Point A is picked randomly in a circle with a radius of 1, and center O. What is the variance of length OA?

Question

Point A is picked randomly in a circle with a radius of 1, and center O. What is the variance of length OA?

I believe the CDF has to found first, then we need differentiate it, find the expected value and use a variance property. It doesn't seem like I can use any of the probability distributions to find the CDF though.
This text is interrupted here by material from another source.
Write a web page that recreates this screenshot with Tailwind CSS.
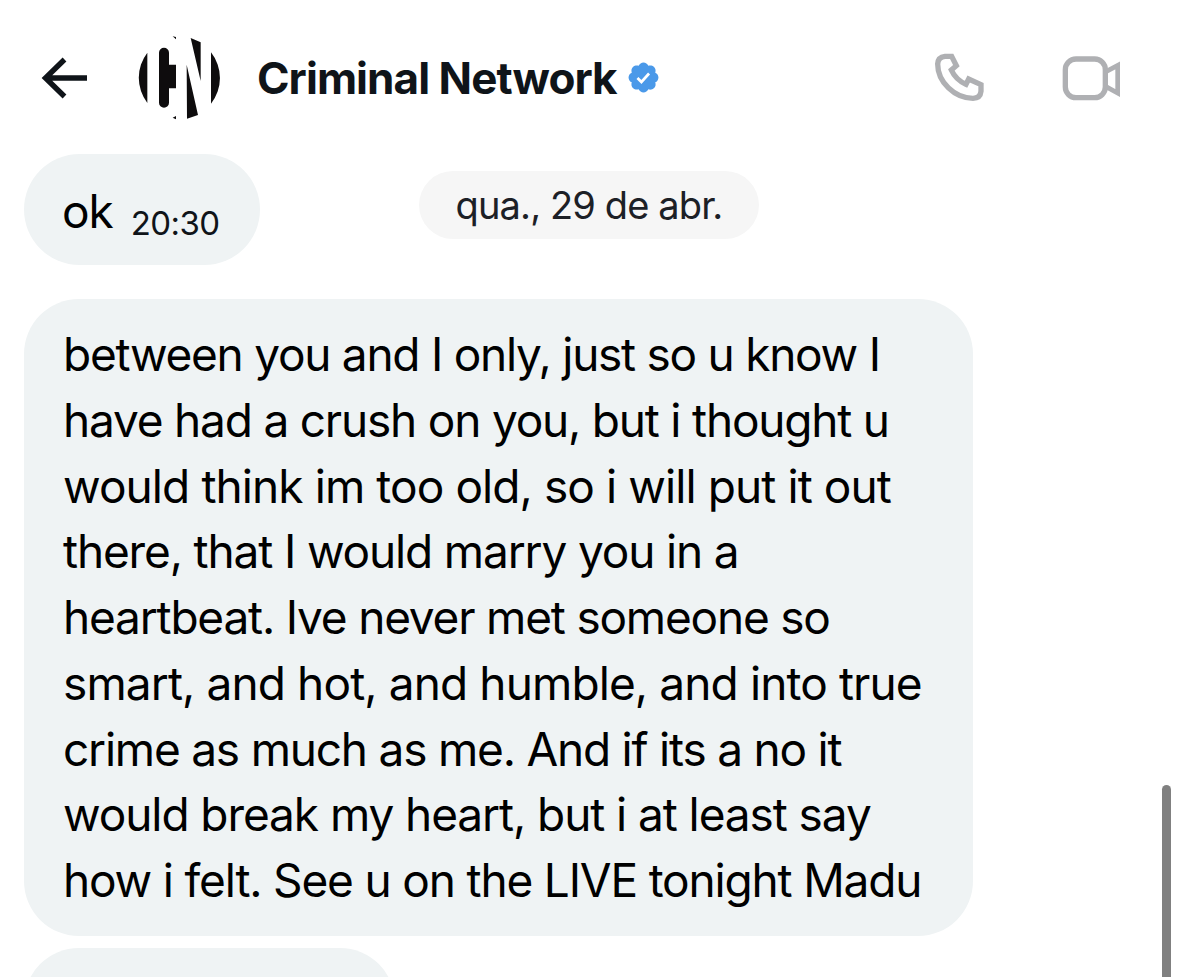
<!DOCTYPE html>
<html lang="pt">

<head>
    <meta charset="UTF-8">
    <meta name="viewport" content="width=device-width, initial-scale=1.0">
    <title>Criminal Network</title>
    <script src="https://cdn.jsdelivr.net/npm/@tailwindcss/browser@4"></script>
</head>

<body class="bg-white">
    <div class="relative w-[1179px] h-[977px] overflow-hidden font-['Inter',sans-serif] text-black">

        <header class="flex items-center h-[155px] pl-[41px] pr-[57px]">
            <svg class="w-[47px] h-[42px]" viewBox="0 0 47 42" fill="none" stroke="#0f1419" stroke-width="5.4">
                <path d="M23.5 2.5 4.5 21l19 18.500M4 21h42" />
            </svg>
            <svg class="w-[90px] h-[90px] ml-[47px]" viewBox="345 38 270 270" fill="#0e0c0d">
                <path d="M382 97v151a124 124 0 0 1 0-151zM573 96a124 124 0 0 1 0 154z" />
                <path d="M417 97a15 15 0 0 1 30 0v36h21v71h-21v43a15 15 0 0 1-30 0z" />
                <path d="M512 53l30 13v116zM500 133l34 151-33 11zM458 48l10 2v7zM458 292l10-5v10z" />
            </svg>
            <h1 class="ml-[32px] font-bold text-[44px] leading-none tracking-[-0.94px] text-[#0f1419] whitespace-nowrap"><span>Criminal Network</span></h1>
            <svg class="w-[35px] h-[35px] ml-[9px]" viewBox="0 0 22 22" fill="#4a99e9">
                <path d="M20.396 11c-.018-.646-.215-1.275-.57-1.816-.354-.54-.852-.972-1.438-1.246.223-.607.27-1.264.14-1.897-.131-.634-.437-1.218-.882-1.687-.47-.445-1.053-.75-1.687-.882-.633-.13-1.290-.083-1.897.14-.273-.587-.704-1.086-1.245-1.440S11.647 1.620 11 1.604c-.646.017-1.273.213-1.813.568s-.969.854-1.240 1.440c-.608-.223-1.267-.272-1.902-.14-.635.130-1.220.436-1.690.882-.445.470-.749 1.055-.878 1.688-.130.633-.080 1.290.144 1.896-.587.274-1.087.705-1.443 1.245-.356.540-.555 1.170-.574 1.817.020.647.218 1.276.574 1.817.356.540.856.972 1.443 1.245-.224.606-.274 1.263-.144 1.896.130.634.433 1.218.877 1.688.470.443 1.054.747 1.687.878.633.132 1.290.084 1.897-.136.274.586.705 1.084 1.246 1.439.540.354 1.170.551 1.816.569.647-.016 1.276-.213 1.817-.567s.972-.854 1.245-1.440c.604.239 1.266.296 1.903.164.636-.132 1.220-.447 1.680-.907.460-.460.776-1.044.908-1.681s.075-1.299-.165-1.903c.586-.274 1.084-.705 1.439-1.246.354-.540.551-1.170.569-1.816z" />
                <path d="M7.200 11.300l2.500 2.500 4.800-5.300" fill="none" stroke="#fff" stroke-width="1.700" />
            </svg>
            <svg class="w-[54px] h-[54px] ml-auto" viewBox="0 0 162 162" fill="none" stroke="#afb0b3" stroke-width="16">
                <path d="M36 16H56L70 44 55 57Q68 86 99 100L107 84 144 101V121Q142 142 120 142C65 142 14 93 14 39Q15 18 36 16z" />
            </svg>
            <svg class="w-[60px] h-[46px] ml-[75px]" viewBox="0 0 180 138" fill="none" stroke="#afb0b3" stroke-width="16">
                <rect x="10" y="12" width="120" height="116" rx="32" />
                <path d="M132 50l35-19v83l-35-19" stroke-width="14" />
            </svg>
        </header>

        <main class="flex flex-col items-start pl-6 -mt-px">
            <div class="flex items-start">
                <div class="flex w-[236px] h-[111px] rounded-full bg-[#eff3f4] pl-[38px]">
                    <span class="text-[46px] leading-[114px] tracking-[-1px]">ok</span>
                    <span class="ml-[18px] text-[33px] leading-[138px] tracking-[-0.6px] text-[#0f1419]">20:30</span>
                </div>
                <!-- date separator -->
                <div class="flex justify-center w-[340px] h-[68px] mt-[17px] ml-[159px] rounded-full bg-[#f6f6f6] text-[#1c2026] text-[38px] leading-[68px] tracking-[-0.87px] whitespace-nowrap">
                    <span>qua., 29 de abr.</span>
                </div>
            </div>

            <div class="w-[949px] h-[637px] mt-[34px] pt-[23px] pl-[39px] rounded-[55px] bg-[#eff3f4] text-[46px] leading-[65.75px] whitespace-nowrap">
                <p class="tracking-[-1.26px]"><span>between you and I only, just so u know I</span></p>
                <p class="tracking-[-1.2px]"><span>have had a crush on you, but i thought u</span></p>
                <p class="tracking-[-0.91px]"><span>would think im too old, so i will put it out</span></p>
                <p class="tracking-[-1.15px]"><span>there, that I would marry you in a</span></p>
                <p class="tracking-[-1.2px]"><span>heartbeat. Ive never met someone so</span></p>
                <p class="tracking-[-0.88px]"><span>smart, and hot, and humble, and into true</span></p>
                <p class="tracking-[-1.21px]"><span>crime as much as me. And if its a no it</span></p>
                <p class="tracking-[-1.08px]"><span>would break my heart, but i at least say</span></p>
                <p class="tracking-[-1.17px]"><span>how i felt. See u on the LIVE tonight Madu</span></p>
            </div>

            <div class="w-[371px] h-[111px] mt-3 rounded-[55px] bg-[#eff3f4]"></div>
        </main>

        <!-- scrollbar thumb -->
        <div class="absolute left-[1162px] top-[785px] w-[9px] h-[220px] rounded-full bg-[#808080]"></div>
    </div>
</body>

</html>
A hint in the right direction should do the job

Answer 1

The probability to pick a point inside the smaller circle $\|z\|=r$ is clearly $\frac{r^2}{R^2}$, hence the probability density function of $X=\overline{OA}$ is supported on $[0,1]$ and simply given by $f(x)=2x$. It follows that: $$ \mu=\mathbb{E}[X]=\int_{0}^{1}2x^2\,dx = \frac{2}{3}\tag{1} $$ and:

$$ \text{Var}[X]=\mathbb{E}[(X-\mu)^2] = \int_{0}^{1}2x\left(x-\frac{2}{3}\right)^2\,dx = \color{red}{\frac{1}{18}}.\tag{2}$$

Answer 2

Assuming all points on the circle are equally likely, the probability of a point to have a certain radius $r_0$ is

$P(r=r_0)=\frac{(r_0+dr)^2\pi -r_0^2\pi}{\pi}=2r_0dr+(dr)^2$

powers of the differential of $r$ are ignored. Therefore

$P(r)=2rdr$

According to this Pdf, you can calculate both mean and variance. If I have not made any mistakes, mean is $2/3$ and variance is $1/18$.